Further, most Eurozone nations will not be able to run the necessary magnitudes for their fiscal deficits (to favour ‘pro-growth’) under the current terms that restrict the ECB – the monopoly-issuer of the euro – from funding such deficits.
I think this is a very important thing to say out loud. It needs repeating. But at the same time it also makes you wonder what politicians (starting with those who designed Maastricht) were thinking.
I will continue my own path thinking about competitiveness, labour market relations and the EMU. There is change in the air, and it is quite scary.
If you don’t understand the reference, go read 1984. After that, read this post, which in good Dutch ‘maakt gehakt’ (makes ground meat) of the Commission’s forecasts. Again an essential post by Bill Mitchell. It is so important not only to have data but also have a proper model, otherwise it still is “garbage in, garbage out”. If I were an entrepreneur, I wouldn’t rely on these kinds of statistics one but.
Bill Mitchell doesn’t mince words. In a very long and detailed post, he disects how the SGP and Excessive Deficit Procedures (EDP) have been used against Germany in the early 2000s and against France and Italy at the moment. It is worth your time to read it, because right now:
10/18 [Eurozone] nations [are] caught up in the ridiculous bureaucratic procedure, which only kills growth and prosperity.
And from his conclusion:
The history of the EMU to date has taught us that if Germany is unable to meet rules, then the rules will be altered. Otherwise, the rules will be used as a blunt weapon to devastate the employment base and living standards of weaker nations without the political clout of Germany.
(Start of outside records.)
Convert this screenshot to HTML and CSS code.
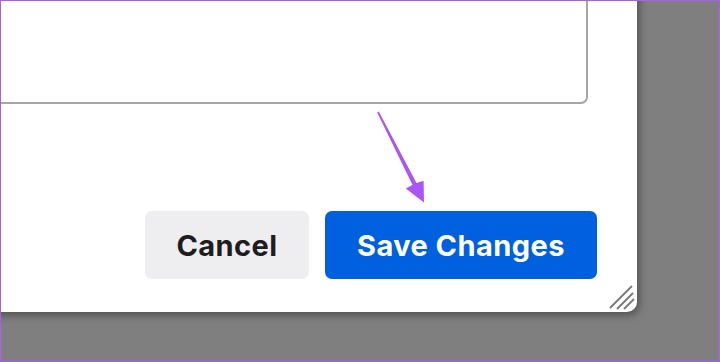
FILE: index.html
```html
<!DOCTYPE html>
<html>
<head>
<meta charset="utf-8">
<link rel="stylesheet" href="styles.css">
</head>
<body>
<div class="frame">
  <div class="panel">
    <div class="textbox"></div>
    <div class="actions">
      <button class="btn btn-cancel">Cancel</button>
      <button class="btn btn-save">Save Changes</button>
    </div>
    <svg class="grip" width="28" height="28" viewBox="0 0 28 28">
      <line x1="3" y1="26" x2="25" y2="4" stroke="#7b7b7b" stroke-width="2"/>
      <line x1="10" y1="27" x2="26" y2="11" stroke="#7b7b7b" stroke-width="2"/>
      <line x1="17" y1="27" x2="27" y2="17" stroke="#7b7b7b" stroke-width="2"/>
    </svg>
  </div>
  <svg class="arrow" width="720" height="362" viewBox="0 0 720 362">
    <polygon fill="#ac55f5" points="377.2,112.4 412.5,185 405.8,188.6 424,202.5 423.6,180.8 416.5,183 378.8,111.6"/>
  </svg>
</div>
</body>
</html>
```
FILE: styles.css
```css
html, body {
  margin: 0;
  padding: 0;
  background: #7f7f7f;
}
.frame {
  position: relative;
  width: 720px;
  height: 362px;
  box-sizing: border-box;
  border: 1px solid #ae5bf6;
  overflow: hidden;
  background: #7f7f7f;
}
.panel {
  position: relative;
  margin-top: -20px;
  margin-left: -20px;
  width: 656px;
  height: 331px;
  background: #ffffff;
  border-bottom-right-radius: 10px;
  box-shadow: 2px 3px 8px rgba(0, 0, 0, 0.38);
  display: flex;
  flex-direction: column;
}
.textbox {
  box-sizing: border-box;
  width: 607px;
  height: 123px;
  border: 2px solid #a6a6a6;
  border-radius: 7px;
}
.actions {
  display: flex;
  justify-content: flex-end;
  gap: 16px;
  margin-top: 107px;
  padding-right: 40px;
}
.btn {
  height: 68px;
  border: none;
  border-radius: 7px;
  font-family: Inter, "Liberation Sans", sans-serif;
  font-weight: 700;
  font-size: 29px;
  letter-spacing: 0.45px;
  padding: 0;
  cursor: pointer;
}
.btn-cancel {
  width: 164px;
  background: #eeeef0;
  color: #1d1d1f;
}
.btn-save {
  width: 272px;
  background: #0060df;
  color: #ffffff;
}
.grip {
  position: absolute;
  right: 2px;
  bottom: 2px;
}
.arrow {
  position: absolute;
  left: -1px;
  top: -1px;
  pointer-events: none;
}
```
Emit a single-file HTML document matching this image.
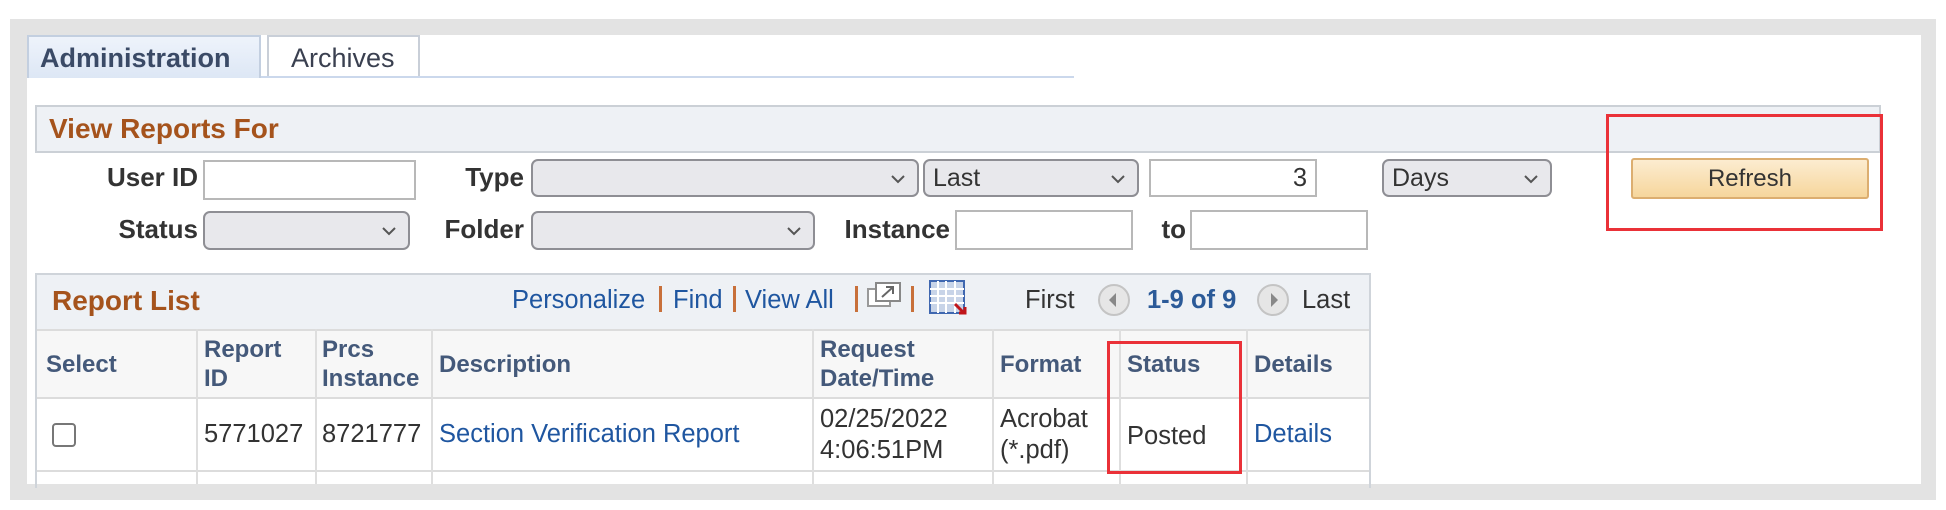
<!DOCTYPE html>
<html><head><meta charset="utf-8">
<style>
*{margin:0;padding:0;box-sizing:border-box}
body{width:1946px;height:510px;background:#fff;position:relative;overflow:hidden;font-family:"Liberation Sans",Arial,sans-serif;color:#333}
.a{position:absolute}
.lbl{position:absolute;font-weight:bold;font-size:26px;color:#333;line-height:30px;text-align:right}
.inp{position:absolute;background:#fff;border:2px solid #b8b8b8}
.sel{position:absolute;background:#e8e8ec;border:2px solid #8e8e94;border-radius:7px;font-size:25px;line-height:34px;padding-left:8px;color:#333}
.sel svg{position:absolute;right:12px;top:13px}
.vl{position:absolute;top:329px;height:155px;width:2px;background:#dedede}
.hd{position:absolute;font-weight:bold;font-size:24px;line-height:29px;color:#44597a}
.dt{position:absolute;font-size:25.5px;line-height:31px;color:#333}
.lk{color:#1f56a0}
.sep{position:absolute;top:286px;width:3px;height:26px;background:#c8703a}
</style></head><body>
<div class="a" style="left:10px;top:19px;width:1926px;height:481px;background:#e3e3e3"></div>
<div class="a" style="left:27px;top:35px;width:1894px;height:449px;background:#fff"></div>

<div class="a" style="left:27px;top:35px;width:234px;height:43px;background:linear-gradient(#eef3fb,#dde7f5);border:2px solid #c3cfe0;border-bottom:none"></div>
<div class="a" style="left:40px;top:41px;font-size:27px;font-weight:bold;color:#3a4a66;line-height:34px">Administration</div>
<div class="a" style="left:267px;top:35px;width:153px;height:43px;background:#fff;border:2px solid #c9cfd8;border-bottom:none"></div>
<div class="a" style="left:291px;top:41px;font-size:27px;color:#3a4050;line-height:34px">Archives</div>
<div class="a" style="left:261px;top:76px;width:813px;height:2px;background:#cbd8ec"></div>

<div class="a" style="left:35px;top:105px;width:1846px;height:48px;background:#eef1f5;border:2px solid #cbd0d6"></div>
<div class="a" style="left:49px;top:112px;font-size:28px;font-weight:bold;color:#a5531c;line-height:34px">View Reports For</div>

<div class="lbl" style="left:90px;top:162px;width:108px">User ID</div>
<div class="inp" style="left:203px;top:160px;width:213px;height:40px"></div>
<div class="lbl" style="left:430px;top:162px;width:94px">Type</div>
<div class="sel" style="left:531px;top:159px;width:388px;height:38px"><svg width="14" height="10"><polyline points="1,2 7,8 13,2" fill="none" stroke="#555" stroke-width="2"/></svg></div>
<div class="sel" style="left:923px;top:159px;width:216px;height:38px">Last<svg width="14" height="10"><polyline points="1,2 7,8 13,2" fill="none" stroke="#555" stroke-width="2"/></svg></div>
<div class="inp" style="left:1149px;top:159px;width:168px;height:38px;font-size:25.5px;text-align:right;padding-right:8px;line-height:34px">3</div>
<div class="sel" style="left:1382px;top:159px;width:170px;height:38px">Days<svg width="14" height="10"><polyline points="1,2 7,8 13,2" fill="none" stroke="#555" stroke-width="2"/></svg></div>

<div class="lbl" style="left:90px;top:214px;width:108px">Status</div>
<div class="sel" style="left:203px;top:211px;width:207px;height:39px"><svg width="14" height="10"><polyline points="1,2 7,8 13,2" fill="none" stroke="#555" stroke-width="2"/></svg></div>
<div class="lbl" style="left:430px;top:214px;width:94px">Folder</div>
<div class="sel" style="left:531px;top:211px;width:284px;height:39px"><svg width="14" height="10"><polyline points="1,2 7,8 13,2" fill="none" stroke="#555" stroke-width="2"/></svg></div>
<div class="lbl" style="left:835px;top:214px;width:115px">Instance</div>
<div class="inp" style="left:955px;top:210px;width:178px;height:40px"></div>
<div class="lbl" style="left:1152px;top:214px;width:34px">to</div>
<div class="inp" style="left:1190px;top:210px;width:178px;height:40px"></div>

<div class="a" style="left:1631px;top:158px;width:238px;height:41px;background:linear-gradient(#fcecd0,#f6d69c);border:2px solid #dcae70;border-radius:3px;font-size:24px;line-height:37px;text-align:center;color:#333">Refresh</div>
<div class="a" style="left:1606px;top:114px;width:277px;height:117px;border:3px solid #ea3138"></div>

<div class="a" style="left:35px;top:273px;width:1336px;height:215px;border:2px solid #cfd4da;border-bottom:none"></div>
<div class="a" style="left:37px;top:275px;width:1332px;height:54px;background:#eef1f5"></div>
<div class="a" style="left:37px;top:329px;width:1332px;height:68px;background:#f7f7f7;border-top:2px solid #dcdcdc"></div>
<div class="a" style="left:37px;top:397px;width:1332px;height:75px;background:#fff;border-top:2px solid #dcdcdc;border-bottom:2px solid #dcdcdc"></div>
<div class="vl" style="left:196px"></div>
<div class="vl" style="left:315px"></div>
<div class="vl" style="left:431px"></div>
<div class="vl" style="left:812px"></div>
<div class="vl" style="left:992px"></div>
<div class="vl" style="left:1119px"></div>
<div class="vl" style="left:1246px"></div>

<div class="a" style="left:52px;top:284px;font-size:28px;font-weight:bold;color:#a5531c;line-height:34px">Report List</div>
<div class="a lk" style="left:512px;top:284px;font-size:25.5px;line-height:32px">Personalize</div>
<div class="sep" style="left:659px"></div>
<div class="a lk" style="left:673px;top:284px;font-size:25.5px;line-height:32px">Find</div>
<div class="sep" style="left:733px"></div>
<div class="a lk" style="left:745px;top:284px;font-size:25.5px;line-height:32px">View All</div>
<div class="sep" style="left:855px"></div>
<svg class="a" style="left:867px;top:282px" width="36" height="26"><rect x="1" y="7" width="22" height="17" fill="#fff" stroke="#999" stroke-width="2"/><rect x="9" y="1" width="24" height="18" fill="#fff" stroke="#888" stroke-width="2"/><path d="M15 15 L25 6 M19 5 H26 V12" stroke="#666" stroke-width="2" fill="none"/></svg>
<div class="sep" style="left:911px"></div>
<svg class="a" style="left:929px;top:280px" width="40" height="36"><rect x="1" y="1" width="34" height="32" fill="#c8d4e8" stroke="#3f67b0" stroke-width="2"/><path d="M1 9H35M1 16H35M1 23H35M9 1V33M17 1V33M26 1V33" stroke="#fff" stroke-width="2"/><path d="M26 24 L35 33 M30 33 H36 V27" stroke="#c0151a" stroke-width="3" fill="none"/></svg>
<div class="a" style="left:1025px;top:284px;font-size:25.5px;line-height:32px;color:#333">First</div>
<svg class="a" style="left:1097px;top:284px" width="34" height="32"><ellipse cx="17" cy="16" rx="15" ry="15" fill="#e6e6e6" stroke="#c4c4c4" stroke-width="2"/><path d="M19 9 L12 16 L19 23Z" fill="#888"/></svg>
<div class="a lk" style="left:1147px;top:284px;font-size:25.5px;line-height:32px;font-weight:bold;color:#2b5a98">1-9 of 9</div>
<svg class="a" style="left:1256px;top:284px" width="34" height="32"><ellipse cx="17" cy="16" rx="15" ry="15" fill="#e6e6e6" stroke="#c4c4c4" stroke-width="2"/><path d="M15 9 L22 16 L15 23Z" fill="#888"/></svg>
<div class="a" style="left:1302px;top:284px;font-size:25.5px;line-height:32px;color:#333">Last</div>

<div class="hd" style="left:46px;top:350px">Select</div>
<div class="hd" style="left:204px;top:335px">Report<br>ID</div>
<div class="hd" style="left:322px;top:335px">Prcs<br>Instance</div>
<div class="hd" style="left:439px;top:350px">Description</div>
<div class="hd" style="left:820px;top:335px">Request<br>Date/Time</div>
<div class="hd" style="left:1000px;top:350px">Format</div>
<div class="hd" style="left:1127px;top:350px">Status</div>
<div class="hd" style="left:1254px;top:350px">Details</div>

<div class="a" style="left:52px;top:423px;width:24px;height:24px;border:2px solid #777;border-radius:4px;background:#fff"></div>
<div class="dt" style="left:204px;top:419px">5771027</div>
<div class="dt" style="left:322px;top:419px">8721777</div>
<div class="dt lk" style="left:439px;top:419px">Section Verification Report</div>
<div class="dt" style="left:820px;top:404px">02/25/2022<br>4:06:51PM</div>
<div class="dt" style="left:1000px;top:404px">Acrobat<br>(*.pdf)</div>
<div class="dt" style="left:1127px;top:421px">Posted</div>
<div class="dt lk" style="left:1254px;top:419px">Details</div>

<div class="a" style="left:1107px;top:341px;width:135px;height:133px;border:3px solid #ea3138"></div>
</body></html>
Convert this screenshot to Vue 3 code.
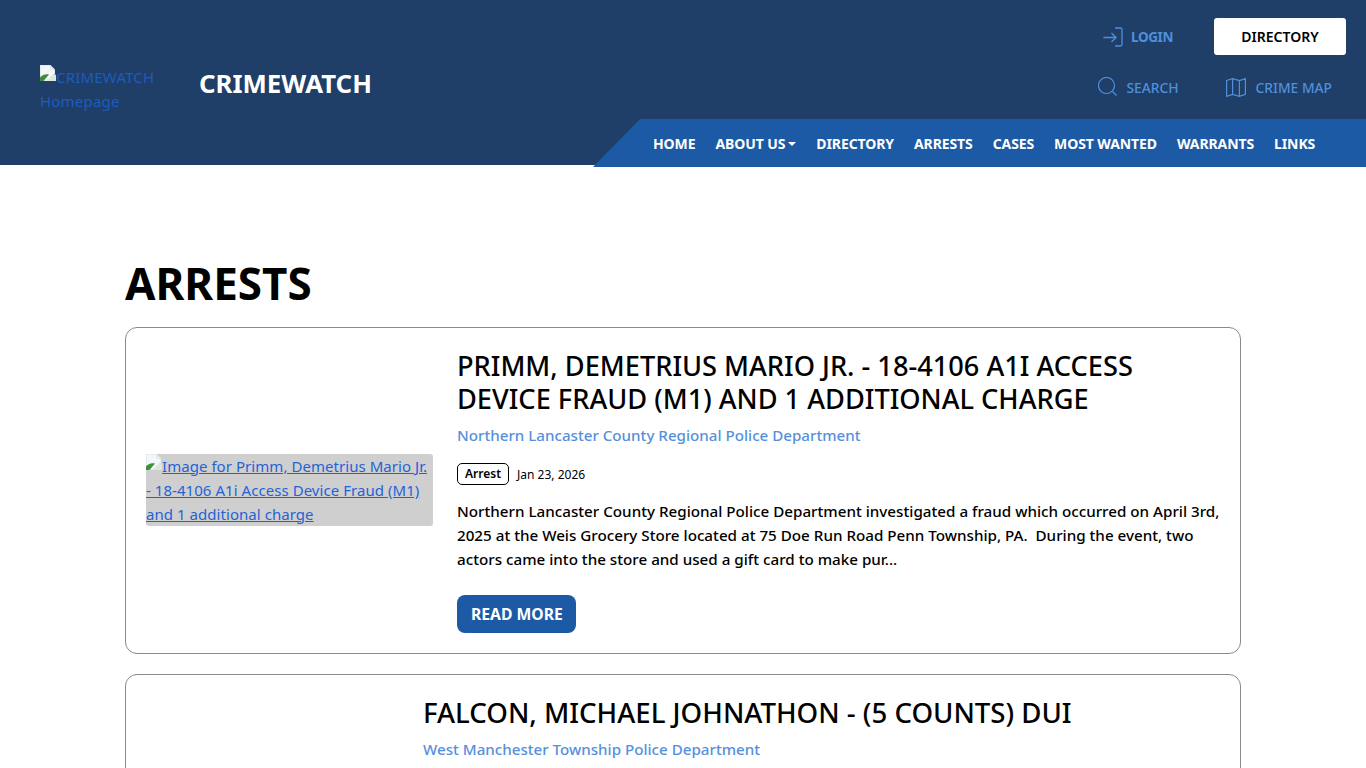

The mindless Eurozone rules (German rules) have failed. It is time to move on and get over it.
It is time to abandon the project and release these nations and their people from the growth-sapping, poverty-inducing straitjacket.
In this context I think this paragraph is important:
This is why it is nonsensical to target a particular public deficit ratio (with respect to GDP) because it is so sensitive to private economic activity. The government cannot actually guarantee it will hit a particular outcome given that private spending essentially dictates the outcome.
The government is far better off targetting employment levels to ensure there are enough jobs available and to also work to ensure first-class public infrastructure is in place.
Whatever the fiscal outcome that emerges from that sort of quest will be appropriate, given the goal of government is to advance welfare rather than achieve some abstract financial ratio, which few people fully understand anyway.
But any of this will probably fall on deaf ears again.
Via this link.
I think he asks a very relevant and painful (for the Eurocrats) question: would the cost of abandoning the euro have been as great as the drama we see right now in Europe, with unemployment, underemployment, crumbling (i.e. actively demolished) welfare states and crumbling infrastructure, on top of which there is the rise of all kinds of unsavoury right-wing parties.
A big part of the article is also a summary of The Germany Illusion – by Marcel Fratzscher, which is as current and relevant as a book can ever be. By now, even Finland and the Netherlands have started pledging Germany to invest more (although they are still austerians otherwise).